(Set problem): Copy out each line that includes the word "styles".

(Available data):

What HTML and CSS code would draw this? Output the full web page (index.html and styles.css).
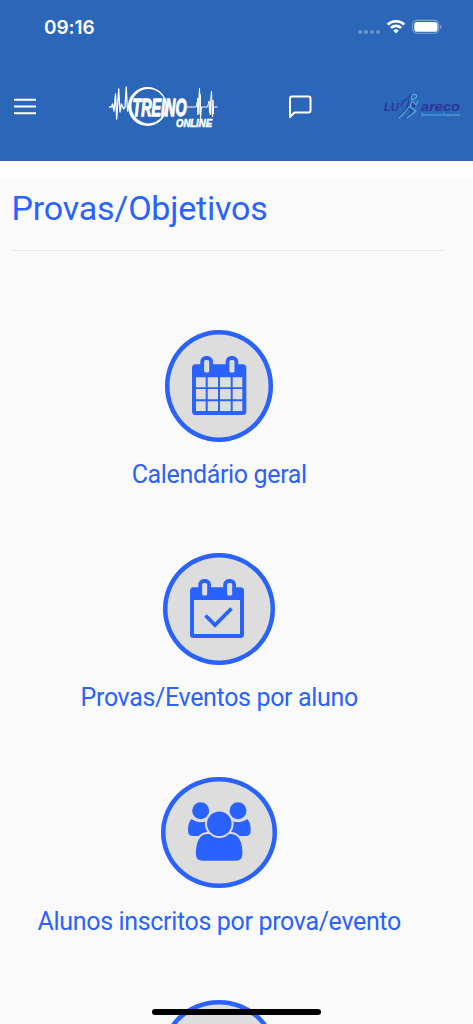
FILE: index.html
```html
<!DOCTYPE html>
<html lang="pt-BR">
<head>
    <meta charset="UTF-8">
    <meta name="viewport" content="width=device-width, initial-scale=1.0">
    <title>Provas/Objetivos</title>
    <link rel="stylesheet" href="styles.css">
</head>
<body>

    <header class="topbar">
        <div class="status">
            <span class="time">09:16</span>
            <svg class="status-icons" width="86" height="20" viewBox="0 0 86 20">
                <g fill="#fff" fill-opacity="0.3">
                    <circle cx="4" cy="15" r="2.1"/>
                    <circle cx="10" cy="15" r="2.1"/>
                    <circle cx="16" cy="15" r="2.1"/>
                    <circle cx="22" cy="15" r="2.1"/>
                </g>
                <g fill="none" stroke="#fff" stroke-width="2.7">
                    <path d="M31.700 7.600a12 12 0 0 1 16.600 0"/>
                    <path d="M34.900 11a7.300 7.300 0 0 1 10.200 0"/>
                </g>
                <path d="M37.200 13.600a4 4 0 0 1 5.600 0L40 16.600z" fill="#fff"/>
                <rect x="56.700" y="3.400" width="26" height="12.900" rx="4" fill="none" stroke="#fff" stroke-opacity="0.4" stroke-width="1.1"/>
                <rect x="58.300" y="5" width="23.200" height="9.800" rx="2.6" fill="#fff"/>
                <path d="M84.200 8q1.400.5 1.400 2t-1.400 2z" fill="#fff" fill-opacity="0.5"/>
            </svg>
        </div>

        <nav class="navbar">
            <svg class="menu" width="22" height="18" viewBox="0 0 22 18" stroke="#fff" stroke-width="2">
                <path d="M0 1.700h22M0 8.500h22M0 15.200h22"/>
            </svg>

            <svg class="logo" width="110" height="46" viewBox="0 0 110 46">
                <g fill="none" stroke="#fff" stroke-linejoin="round">
                    <path stroke-width="1.3" d="M0 23h2.500l1-3 1.500 7 1.500-17 1.200 25 2-30 1.300 23 1.500-8 2 5 1.500-2 1.200-20 1.300 24 1.500-6"/>
                    <path stroke-width="1" d="M78 23h9l1.500-6 .5 12 1.500-25 1 31 1-12h6l1.500-6 .5 12 2-22 1 26 1-10h4"/>
                    <path stroke-width="1.5" d="M88.800 14v17M91.200 10v20M101.500 18v13M104 16v14"/>
                </g>
                <path fill="#fff" fill-rule="evenodd" d="M38.500 3a19.500 19.500 0 1 0 0 39a19.500 19.500 0 1 0 0-39zM39.500 5a17 17.200 0 1 1 0 34.400a17 17.200 0 1 1 0-34.400z"/>
                <text class="logo-name" x="23.500" y="32" textLength="54" lengthAdjust="spacingAndGlyphs">TREINO</text>
                <text class="logo-sub" x="67" y="42.500" textLength="36" lengthAdjust="spacingAndGlyphs">ONLINE</text>
            </svg>

            <svg class="chat" width="24" height="25" viewBox="0 0 24 25" fill="none" stroke="#fff" stroke-width="2" stroke-linejoin="round">
                <path d="M4.500 1.500h16a2 2 0 0 1 2 2v12a2 2 0 0 1-2 2h-14L2 22V3.500a2 2 0 0 1 2.500-2z"/>
            </svg>

            <svg class="brand" width="78" height="28" viewBox="0 0 78 28">
                <text class="brand-lu" x="0" y="18" textLength="15" lengthAdjust="spacingAndGlyphs">LU</text>
                <g fill="none" stroke-linecap="round" stroke-linejoin="round">
                    <path stroke="#313398" stroke-width="1.2" d="M17 13q3-7 7-7M24 5q1-3 3-2M25 8l-2 7-5 6-3 2M28 9l1 5 3-3M24 15l4 3-3 5-4 2"/>
                    <path stroke="#4fb3dc" stroke-width="1.1" d="M28 3q2-3 4-1t-2 4-2-3M28 8l-2 6 6 4-5 4-4 3M29 8l3 4 2-4M25 14l-5 6-5 5"/>
                </g>
                <text class="brand-name" x="37" y="18" textLength="39" lengthAdjust="spacingAndGlyphs">areco</text>
                <text class="brand-sub" x="37" y="22.800" textLength="39" lengthAdjust="spacingAndGlyphs">Assessoria Esportiva</text>
            </svg>
        </nav>
    </header>

    <main class="content">
        <h1>Provas/Objetivos</h1>
        <hr>

        <div class="options">
            <a class="option">
                <span class="circle circle-calendar">
                    <svg width="55" height="60" viewBox="0 0 55 60">
                        <path fill="#2962ff" d="M3.500 8.300h47.300a3.500 3.500 0 0 1 3.500 3.500v43.700a3.500 3.500 0 0 1-3.500 3.500H3.500A3.500 3.500 0 0 1 0 55.500V11.800a3.500 3.500 0 0 1 3.500-3.500z"/>
                        <g fill="#ddd" stroke="#2962ff" stroke-width="3.8">
                            <rect x="10.200" y="2" width="8.900" height="16.500" rx="3.500"/>
                            <rect x="35.500" y="2" width="8.900" height="16.500" rx="3.500"/>
                        </g>
                        <path fill="#ddd" d="M4 21.300h9.700v10H4zM15.700 21.300H26v10H15.700zM28 21.300h10.700v10H28zM40.700 21.300h9.600v10h-9.600zM4 33h9.700v10.300H4zM15.700 33H26v10.300H15.700zM28 33h10.700v10.300H28zM40.700 33h9.600v10.300h-9.600zM4 45.300h9.700V55H4zM15.700 45.300H26V55H15.700zM28 45.300h10.700V55H28zM40.700 45.300h9.600V55h-9.600z"/>
                    </svg>
                </span>
                <span class="label">Calendário geral</span>
            </a>

            <a class="option">
                <span class="circle circle-check">
                    <svg width="55" height="60" viewBox="0 0 55 60">
                        <path fill="#2962ff" d="M3.500 8.300h47a3.500 3.500 0 0 1 3.500 3.500v43.700a3.500 3.500 0 0 1-3.500 3.500h-47A3.500 3.500 0 0 1 0 55.500V11.800a3.500 3.500 0 0 1 3.500-3.500z"/>
                        <g fill="#ddd" stroke="#2962ff" stroke-width="3.8">
                            <rect x="10.200" y="2" width="8.900" height="16.500" rx="3.500"/>
                            <rect x="35.200" y="2" width="8.900" height="16.500" rx="3.500"/>
                        </g>
                        <path fill="#ddd" d="M4 21h46v34H4z"/>
                        <path fill="none" stroke="#2962ff" stroke-width="3.8" d="M15.500 36.500l9.500 9.500 16.500-16.500"/>
                    </svg>
                </span>
                <span class="label">Provas/Eventos por aluno</span>
            </a>

            <a class="option">
                <span class="circle circle-users">
                    <svg width="63" height="60" viewBox="0 0 63 60" fill="#2962ff">
                        <circle cx="12.700" cy="8.700" r="8.500"/>
                        <circle cx="50" cy="8.700" r="8.500"/>
                        <path d="M3.500 17q4.500 3.500 9 3.200 3.500 0 6-1.200l2 15H5q-5 0-5-5 0-9 3.500-12z"/>
                        <path d="M59.300 17q-4.500 3.500-9 3.200-3.500 0-6-1.200l-2 15h15.400q5 0 5-5 0-9-3.400-12z"/>
                        <path stroke="#ddd" stroke-width="1.8" d="M19 31q-12 1-12 21 0 7.700 7.500 7.700h33.500q7.300 0 7.300-7.700 0-20-12-21z"/>
                        <circle cx="31.300" cy="21.700" r="13.300" stroke="#ddd" stroke-width="2"/>
                    </svg>
                </span>
                <span class="label">Alunos inscritos por prova/evento</span>
            </a>

            <a class="option">
                <span class="circle circle-users"></span>
            </a>
        </div>
    </main>

    <div class="home-indicator"></div>

</body>
</html>
```
FILE: styles.css
```css
* {
    margin: 0;
    padding: 0;
    box-sizing: border-box;
}
body {
    font-family: Roboto, sans-serif;
    background: #fff;
    color: #2962ff;
    height: 1024px;
    overflow: hidden;
}
svg {
    display: block;
    flex-shrink: 0;
    overflow: visible;
}
.topbar {
    height: 160.5px;
    background: #2b66b9;
    color: #fff;
}
.status {
    display: flex;
    justify-content: space-between;
    padding: 17px 31px 0 44px;
    height: 54px;
}
.time {
    font-family: Inter, sans-serif;
    font-size: 19px;
    font-weight: 600;
    line-height: 21px;
    letter-spacing: -0.1px;
}
.navbar {
    display: flex;
    align-items: center;
    height: 106px;
    padding: 0 11px 0 14px;
}
.logo {
    margin-left: 73px;
}
.logo-name {
    font: italic bold 24px "Liberation Sans", sans-serif;
    fill: #fff;
    stroke: #fff;
    stroke-width: 1.3px;
}
.logo-sub {
    font: italic bold 11.5px "Liberation Sans", sans-serif;
    fill: #fff;
    stroke: #fff;
    stroke-width: 0.6px;
}
.chat {
    margin-left: 69px;
}
.brand {
    margin-left: auto;
}
.brand-lu,
.brand-name {
    font: italic bold 10px "Liberation Sans", sans-serif;
    fill: #313398;
}
.brand-name {
    font-size: 12.5px;
}
.brand-sub {
    font: bold 4px "Liberation Sans", sans-serif;
    fill: #4fb3dc;
}
.content {
    margin-top: 17.5px;
    padding: 10px 29px 0 11.5px;
    height: 846px;
    background: #fafafa;
    overflow: hidden;
}
h1 {
    font-size: 34px;
    font-weight: 400;
    line-height: 40px;
    letter-spacing: -0.2px;
}
hr {
    margin-top: 22px;
    border: 0;
    border-top: 1px solid #e8e8e8;
}
.options {
    padding-top: 79px;
    margin-right: 17px;
}
.option {
    display: flex;
    flex-direction: column;
    align-items: center;
    height: 223.3px;
}
.circle {
    display: flex;
    justify-content: center;
    height: 111.5px;
    flex-shrink: 0;
    padding-top: 25.7px;
    background: #ddd;
    box-shadow: inset 0 0 0 4.5px #2962ff;
    border-radius: 50%;
}
.circle-calendar {
    width: 108px;
}
.circle-check {
    width: 112px;
    padding-right: 4px;
}
.circle-users {
    width: 116px;
}
.label {
    margin-top: 18.5px;
    font-size: 25px;
    line-height: 30px;
    letter-spacing: -0.34px;
    white-space: nowrap;
}
.home-indicator {
    position: fixed;
    left: 152px;
    bottom: 9px;
    width: 169px;
    height: 6px;
    border-radius: 3px;
    background: #000;
}
```
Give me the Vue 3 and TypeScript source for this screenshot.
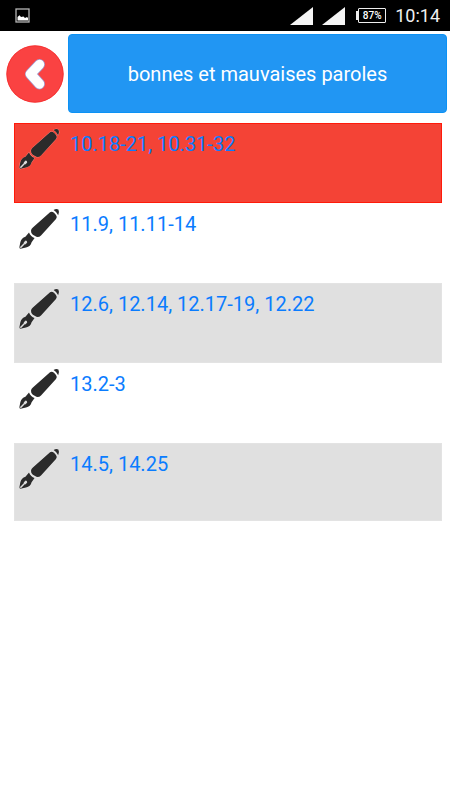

(Answer to this task):
What HTML and CSS code would draw this? Output the full web page (index.html and styles.css).
    <link rel="stylesheet" href="styles.css">
FILE: styles.css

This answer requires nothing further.